After the anaconda, the encounter will lead them to run into a tribe of forest giants. This will give the PCs a proverbial fork in the road. They may proceed straight to the temple, which the giants are willing to guide them to, or they may attempt to restore their arcane abilities by drinking from a local fountain. The catch? the fountain is guarded by a hydra. (unbeknownst to the PCs, the antimagic field extends only over the forest itself and does not enter the temple. So either way, the mage will get his powers back. the Hydra fight is merely to get them to burn resources)

The Temple is Mayan like in design with five floors above ground and five below ground. While it may look like your typical pyramid above ground, as a whole, it is designed in more of a diamond shape. The entrance to the temple will be on the top floor and will proceed downward, with the seal to the demon's prison being in the bottommost sub-basement level... and that's where I am stuck.

I have several trap and puzzle ideas that I've found here and there, and I know I want to scatter several Lizardfolk and Bugbears throughout the temple, but, as a whole, I'm not sure how I want to design this thing. Any advice would be gratefully accepted.

If it was built as a prison the path could be a downward spiral. Each loop draws itself into a tighter arc until you get to the prison at the "pinnacle" of the inverted pyramid.

As they move down the winding path they must bypass the locks, traps, and defenders. It's a straight up dungeon crawl. I would take a book from the old dwarven playbook an make the path very narrow which favors defenders. It also makes traps harder to evade, and requires the thief to be on top of his game.

This will magnify the effect of a few bad rolls in a row, because you have fewer options to bypass.

The top floors of the pyramid would be living areas, storage, kitchens. The below ground levels I would devote to the prison. Are you planning on having any other prisoners here?

The idea of a Mayan-like temple suggested to me that the layout of the temple might be based around astronomy.

Maybe something like this: there’s an entrance room with a map of the floors carved on a stone table in the middle. It has easily comprehensible symbols that represent the planets and the constellations, and one that represents the demon’s prison. The entire place is a maze, but the map makes clear the route that one needs to take to get to the prison — or seems to. On the ceiling is a very exact astronomical depiction. But the moment you try to follow the map, it becomes obvious that the complex isn’t actually laid out like that.

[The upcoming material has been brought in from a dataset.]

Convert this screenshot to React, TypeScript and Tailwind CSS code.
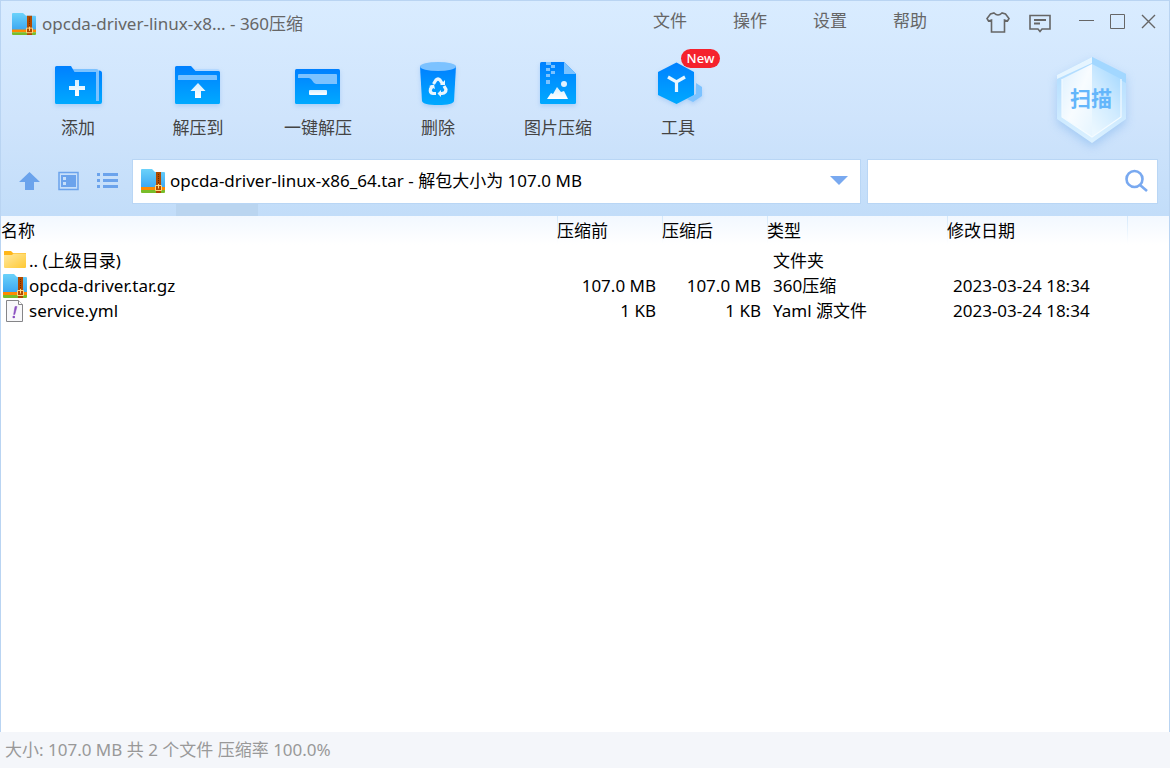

This is because the rooms shift every night at midnight, and reconfigure to match the heavens. The astronomical depiction is telling you what the map corresponds to. With that information, and some observation of the skies, your party’s high-Int wizard (assuming that you have one) who may be feeling a need to shine after going through the forest unable to use his or her magic, can plot a route to the prison.

The Lizardfolk who have occupied in the temple have long since figured this out, and are one way that the players can get this information if they don’t have appropriate skills or roll badly. The Bugbears are actually trapped in the temple and trying to find a way out.

Another possible detail is that, as you get closer to the demon, his power increases, and he can affect things outside his prison. For instance, he can animate corpses and send them at the players. They fight a group of bugbears on one of the lower levels, and - immediately after they have won - the dead bugbears get back up and start attacking them.

Also, the demon can read minds and communicate with the players once they are in the temple. He starts trying to convince them that everything that they think they know is wrong, tempt them with what he can do for them once he is released, weaken their morale — you know the drill. If any of them have any secrets, he ferrets those out of their memories and uses them. No, they won’t fall for it, but I think it could be a nice touch to give them a chance to talk to the Big Bad of the campaign while they’re making their way towards him.

I’d make the demon lord disarmingly reasonable. He just wants to be a god. Yes, he could do all those awful things, but once he’s a god, the world and the people in it will be in his power. Why would he want them damaged? He’ll expect their reverence and submission, but it won’t be that bad. Good, in a way. He’ll be a more active god, who helps his favored mortals. Have the players noticed how the gods that they worship are expecting them to stop him from joining their number, and aren’t exerting their godlike power to take care of this problem themselves? Besides, what’s the point of trying to stop him? Even if the player characters succeed (and he’ll explain all the reasons why they probably won’t), sooner or later the spell will weaken again, and there will come a time when he’s free. He has eternity on his side.

Finally, if there are any of the cultists left, they could have also headed for the temple and be intending to hunt down the players and stop them. One ghoulish touch could be a group of cultists who deliberately killed themselves so that the demon could reanimate their corpses to stop the player characters. After the fight with the animated corpses, the characters find a diary on one of them that reveals how they got there.